Enquanto docente de finanças e mercados financeiros, uma atividade que me fascina é conversar com responsáveis empresariais de reconhecida competência. Regra geral, são conversas em que ambas as partes podem aprender algo importante.

Uma das minhas preocupações na transmissão de conhecimentos que considero relevantes para estes responsáveis passa por alertar para a importância da dimensão financeira não contabilística na gestão empresarial e principalmente para as diferenças nada negligenciáveis entre aquilo que são as “finanças empresariais” e o que é a “contabilidade financeira”.

É curioso notar que, independentemente da (eventual) formação académica anterior incluir ou não conhecimentos de gestão, economia ou finanças, a maioria dos meus interlocutores ignoram ou, por vezes, até preferem ignorar o forte impacto prático dessas diferenças. A confusão entre as duas pode ocorrer porque partilham muita semântica e podem inclusive ocupar o mesmo “espaço” físico ou lógico nas empresas.

As “finanças empresariais” e a “contabilidade financeira” têm ambas um papel muito importante, obviamente, mas a sua lógica e efeito na atividade empresarial difere muito.

“Contabilidade financeira” faz parte do sistema de informação da gestão, dá forte prioridade à forma e a normativos criados por entidades especializadas, procurando a estabilidade e a objetividade que aumentam a qualidade e a comparabilidade da informação prestada. Está, sobretudo, relacionada com o passado e procura, na medida do possível, uma base objetiva associada a transações.

As “finanças empresariais”, pelo contrário, são uma componente indispensável do sistema de decisão baseada em relatórios quantitativos e qualitativos de avaliação (no fundo, informação mais sofisticada) suportada na análise do futuro e no tratamento da incerteza que permitem a fundamentação da tomada de decisão ao nível da política de negócio e da política financeira. Para esta função, a informação económica e financeira transmitida pelos mercados financeiros é crucial, dado o seu papel decisivo na formação de expetativas na gestão, mas isto é assunto para outro texto.

Não existe uma hierarquia entre as “finanças empresariais” e a “contabilidade financeira”, ambas são indispensáveis e complementam-se porque não faz sentido ou não é aconselhável tomar decisões importantes para o futuro sem informação adequada sobre o passado, nem faz sentido ter informação económica e financeira disponível e não a utilizar para uma melhor fundamentação da tomada de decisão. Neste contexto, a questão que se pode colocar é se na realidade elas coexistem na maior parte das organizações e a resposta não parece ser, de todo, afirmativa.

A “contabilidade financeira” é de aplicação obrigatória, enquanto as “finanças empresariais” e a procura da eficiência na tomada de decisão é (pelo menos aparentemente) facultativa, exige tempo e dedicação e não raras vezes é colocada de parte porque “existem outras questões mais urgentes que merecem mais a nossa atenção neste momento” (e diria eu, nos próximos!).
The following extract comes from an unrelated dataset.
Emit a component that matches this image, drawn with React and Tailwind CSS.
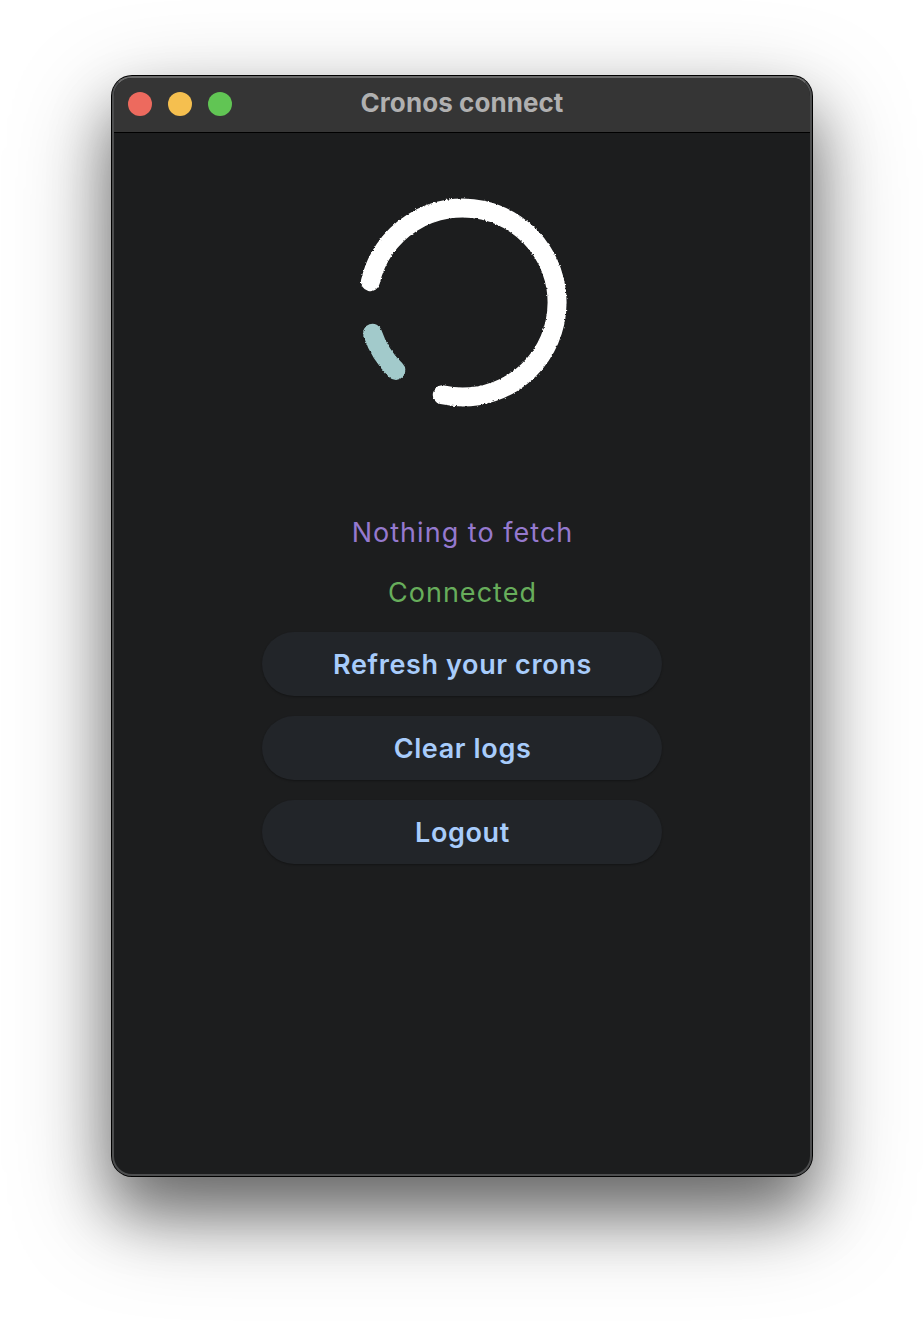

Entende-se a lógica de argumentação subjacente, mas quando se verifica que este comportamento acaba por ser o “normal”, imediatamente se deve considerar que, porventura, o desempenho empresarial pode ficar por isso bastante aquém do potencial. A capacidade do gestor para ter números que auxiliem a fundamentação da tomada de decisão pode fazer toda a diferença, em especial na envolvente atual de elevada volatilidade e complexidade.